What is the formula for gratuity under the Payment of Gratuity Act?
The Payment of Gratuity Act, 1972 applies to all private sector employees where the employer has 10 or more employees (directly or indirectly) in the organization. The formula is: Gratuity = (Last Drawn Salary × 15 × Complete Years of Service) ÷ 26. Where: Last Drawn Salary = Basic Pay + Dearness Allowance (DA) on the last day of service. Divisor 26 represents 26 working days per month (6 days per week × 4.33 weeks per month). 15 is a fixed multiplier representing 15 days per month. The result is rounded to the nearest rupee.

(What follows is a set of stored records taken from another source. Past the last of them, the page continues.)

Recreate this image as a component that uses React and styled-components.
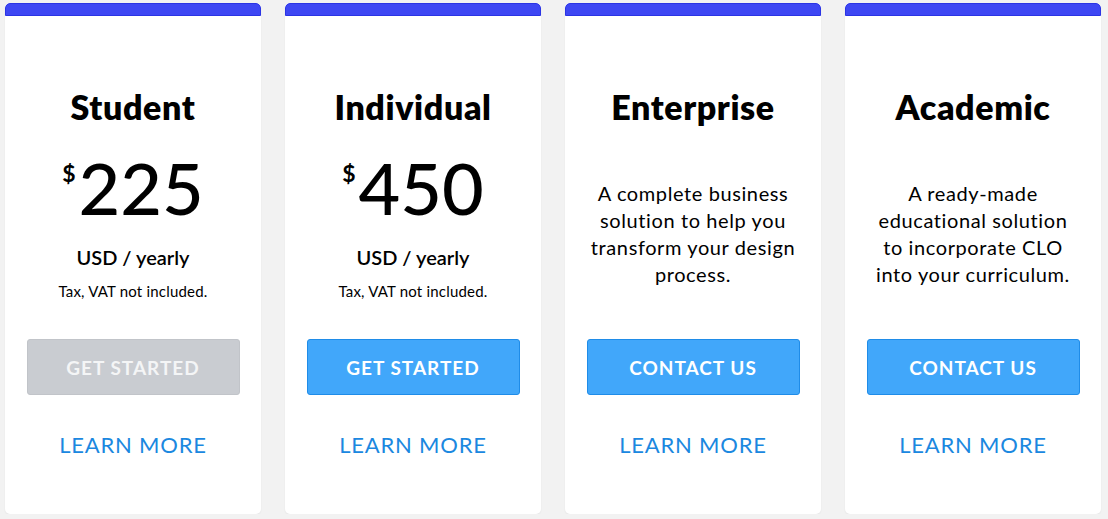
import React from 'react';
import styled, { createGlobalStyle } from 'styled-components';

const GlobalStyle = createGlobalStyle`
  html, body {
    margin: 0;
    padding: 0;
    background: #f2f2f2;
    font-family: Lato, "Open Sans", sans-serif;
    color: #000;
  }
`;

const Page = styled.div`
  display: flex;
  gap: 24px;
  padding: 3px 5px 0;
`;

const Card = styled.div`
  width: 256px;
  height: 511px;
  background: #fff;
  border-radius: 5px;
  box-shadow: 0 1px 2px rgba(0, 0, 0, 0.06);
  display: flex;
  flex-direction: column;
  align-items: center;
  overflow: hidden;
`;

const TopBar = styled.div`
  align-self: stretch;
  height: 13px;
  background: #3e47f3;
  border: 1px solid #2b34e4;
  border-radius: 5px 5px 0 0;
  box-sizing: border-box;
`;

const Title = styled.h2`
  margin: 71px 0 0;
  font-size: 34px;
  line-height: 40px;
  font-weight: 800;
  letter-spacing: 0.6px;
`;

const Details = styled.div`
  height: 212px;
  display: flex;
  flex-direction: column;
  align-items: center;
  padding-top: ${(p) => (p.$text ? 53 : 24)}px;
  box-sizing: border-box;
`;

const Price = styled.div`
  display: flex;
  align-items: flex-start;
  font-size: 72px;
  line-height: 72px;
  font-weight: 500;
`;

const Dollar = styled.span`
  font-size: 23px;
  line-height: 23px;
  font-weight: 700;
  margin: 11px 3px 0 0;
`;

const Period = styled.div`
  margin-top: 22px;
  font-size: 20px;
  line-height: 24px;
  font-weight: 600;
`;

const Note = styled.div`
  margin-top: 13px;
  font-size: 15px;
  line-height: 19px;
  letter-spacing: 0.2px;
`;

const Description = styled.p`
  margin: 0;
  width: 210px;
  text-align: center;
  font-size: 20px;
  line-height: 27px;
  letter-spacing: 0.6px;
`;

const Button = styled.button`
  width: 213px;
  height: 56px;
  border-radius: 3px;
  border: 1px solid ${(p) => (p.$disabled ? '#c1c4c9' : '#1f8ce8')};
  background: ${(p) => (p.$disabled ? '#c9ccd1' : '#41a7fa')};
  color: ${(p) => (p.$disabled ? '#f4f5f6' : '#fff')};
  font-family: inherit;
  font-size: 19px;
  font-weight: 700;
  letter-spacing: 1px;
  cursor: pointer;
`;

const LearnMore = styled.a`
  margin-top: 37px;
  font-size: 22px;
  line-height: 26px;
  letter-spacing: 0.8px;
  color: #1b88e0;
  text-decoration: none;
  cursor: pointer;
`;

const plans = [
  { name: 'Student', price: '225', cta: 'GET STARTED', disabled: true },
  { name: 'Individual', price: '450', cta: 'GET STARTED' },
  {
    name: 'Enterprise',
    text: 'A complete business solution to help you transform your design process.',
    cta: 'CONTACT US',
  },
  {
    name: 'Academic',
    text: 'A ready-made educational solution to incorporate CLO into your curriculum.',
    cta: 'CONTACT US',
  },
];

const App = () => {
  return (
    <>
      <GlobalStyle />
      <Page>
        {plans.map((plan) => (
          <Card key={plan.name}>
            <TopBar />
            <Title>{plan.name}</Title>
            <Details $text={!!plan.text}>
              {plan.text ? (
                <Description>{plan.text}</Description>
              ) : (
                <>
                  <Price>
                    <Dollar>$</Dollar>
                    {plan.price}
                  </Price>
                  <Period>USD / yearly</Period>
                  <Note>Tax, VAT not included.</Note>
                </>
              )}
            </Details>
            <Button $disabled={plan.disabled}>{plan.cta}</Button>
            <LearnMore>LEARN MORE</LearnMore>
          </Card>
        ))}
      </Page>
    </>
  );
};

export default App;
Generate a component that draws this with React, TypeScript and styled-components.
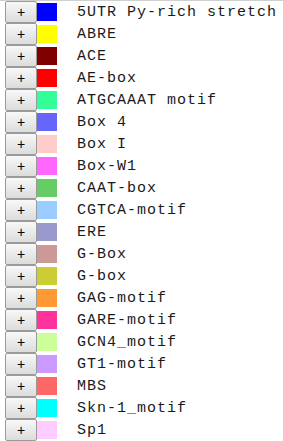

Complete Years means only full years are counted; partial years are not included.
Gratuity for government employees vs private employees?
Government employees: Governed by Central Civil Services (CCS) Rules or similar state rules. Gratuity calculation depends on the specific rules of the government/state but typically offers higher gratuity and is fully tax-free with no limit. Calculation may vary by service category (Group A, B, C, D). Private sector employees covered under Payment of Gratuity Act: Formula = (Last Salary × 15 × Years) ÷ 26. Tax-free up to ₹25 lakh only. Maximum gratuity is ₹20 lakh under the Act. Private sector employees NOT covered under Act (less than 10 employees): Formula = (Last Salary × 15 × Years) ÷ 30. Tax-free up to ₹25 lakh only. The key difference is that government employee gratuity is fully tax-free regardless of amount, while private employee gratuity has a ₹25 lakh tax-free limit and ₹20 lakh maximum under the Act.
This gratuity calculator is for educational purposes only. Actual gratuity depends on your employment agreement, organizational policies, and the reason for separation. The Payment of Gratuity Act applies only to organizations with 10+ employees. For employees not covered, gratuity is at the employer's discretion. Please consult your HR department or a financial advisor for an accurate gratuity estimate.